CHALLENGE
Take each line containing "React" and report it exactly as written.

RECORDED DATA
((

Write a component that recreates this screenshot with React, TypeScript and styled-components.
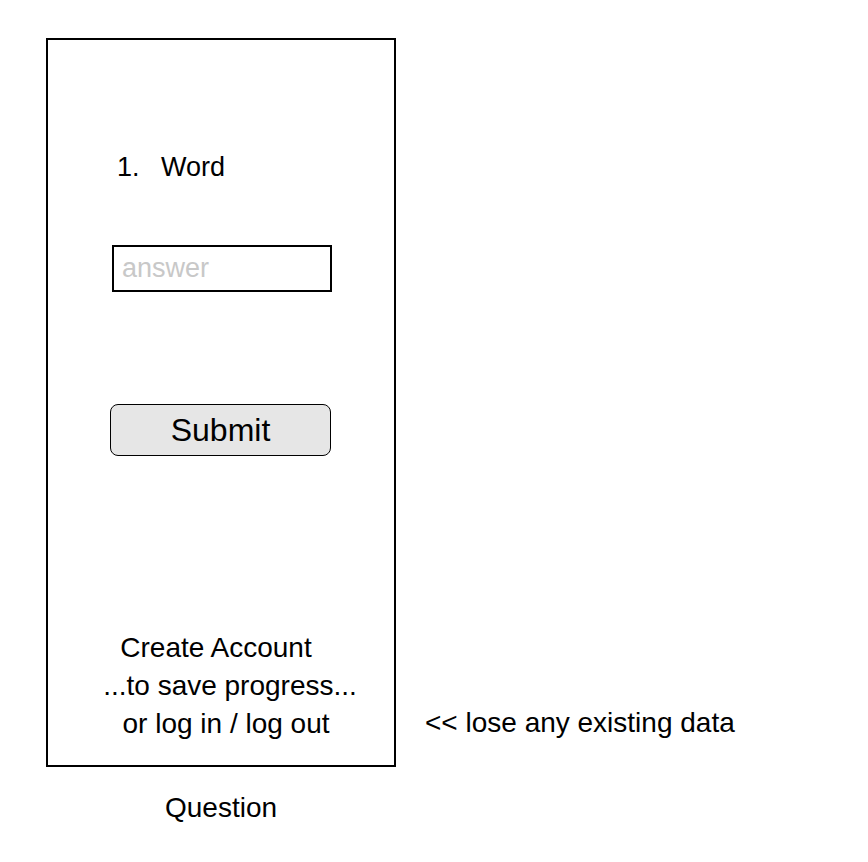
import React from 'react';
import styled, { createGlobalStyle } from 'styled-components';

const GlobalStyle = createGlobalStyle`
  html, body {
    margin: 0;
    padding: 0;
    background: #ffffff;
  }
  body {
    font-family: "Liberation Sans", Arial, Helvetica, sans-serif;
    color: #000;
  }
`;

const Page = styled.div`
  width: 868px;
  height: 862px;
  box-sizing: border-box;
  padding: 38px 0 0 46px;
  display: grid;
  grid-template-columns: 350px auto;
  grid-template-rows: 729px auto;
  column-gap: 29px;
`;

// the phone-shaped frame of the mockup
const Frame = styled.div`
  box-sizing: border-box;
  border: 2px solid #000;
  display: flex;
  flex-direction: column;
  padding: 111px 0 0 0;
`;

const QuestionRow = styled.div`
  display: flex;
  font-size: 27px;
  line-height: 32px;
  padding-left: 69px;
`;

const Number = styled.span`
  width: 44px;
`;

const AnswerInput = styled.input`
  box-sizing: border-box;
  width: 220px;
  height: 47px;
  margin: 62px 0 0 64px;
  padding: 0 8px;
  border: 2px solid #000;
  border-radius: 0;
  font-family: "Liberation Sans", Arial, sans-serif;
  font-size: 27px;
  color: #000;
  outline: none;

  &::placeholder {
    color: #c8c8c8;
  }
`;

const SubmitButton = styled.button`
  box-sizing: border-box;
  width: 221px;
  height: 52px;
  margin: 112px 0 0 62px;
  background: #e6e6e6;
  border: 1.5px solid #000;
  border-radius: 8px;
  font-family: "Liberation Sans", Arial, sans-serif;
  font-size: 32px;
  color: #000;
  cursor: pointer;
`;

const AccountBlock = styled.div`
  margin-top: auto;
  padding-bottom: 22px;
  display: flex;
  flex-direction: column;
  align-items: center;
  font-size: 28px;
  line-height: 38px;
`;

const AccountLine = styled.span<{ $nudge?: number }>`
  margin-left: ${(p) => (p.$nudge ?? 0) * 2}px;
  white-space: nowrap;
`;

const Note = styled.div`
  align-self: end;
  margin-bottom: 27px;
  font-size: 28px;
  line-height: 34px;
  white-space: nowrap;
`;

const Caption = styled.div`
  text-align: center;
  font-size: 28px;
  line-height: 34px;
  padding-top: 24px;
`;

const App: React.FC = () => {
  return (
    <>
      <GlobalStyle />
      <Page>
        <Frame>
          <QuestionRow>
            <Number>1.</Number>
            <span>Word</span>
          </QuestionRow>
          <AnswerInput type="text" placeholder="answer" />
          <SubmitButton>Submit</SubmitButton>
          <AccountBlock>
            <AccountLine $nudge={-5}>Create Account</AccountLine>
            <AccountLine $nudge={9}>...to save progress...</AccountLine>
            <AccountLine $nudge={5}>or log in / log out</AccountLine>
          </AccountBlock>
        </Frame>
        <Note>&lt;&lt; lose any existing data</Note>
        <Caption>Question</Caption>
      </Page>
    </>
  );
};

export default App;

))

ANSWER FOR THIS EXERCISE
Write a component that recreates this screenshot with React, TypeScript and styled-components.
import React from 'react';
const App: React.FC = () => {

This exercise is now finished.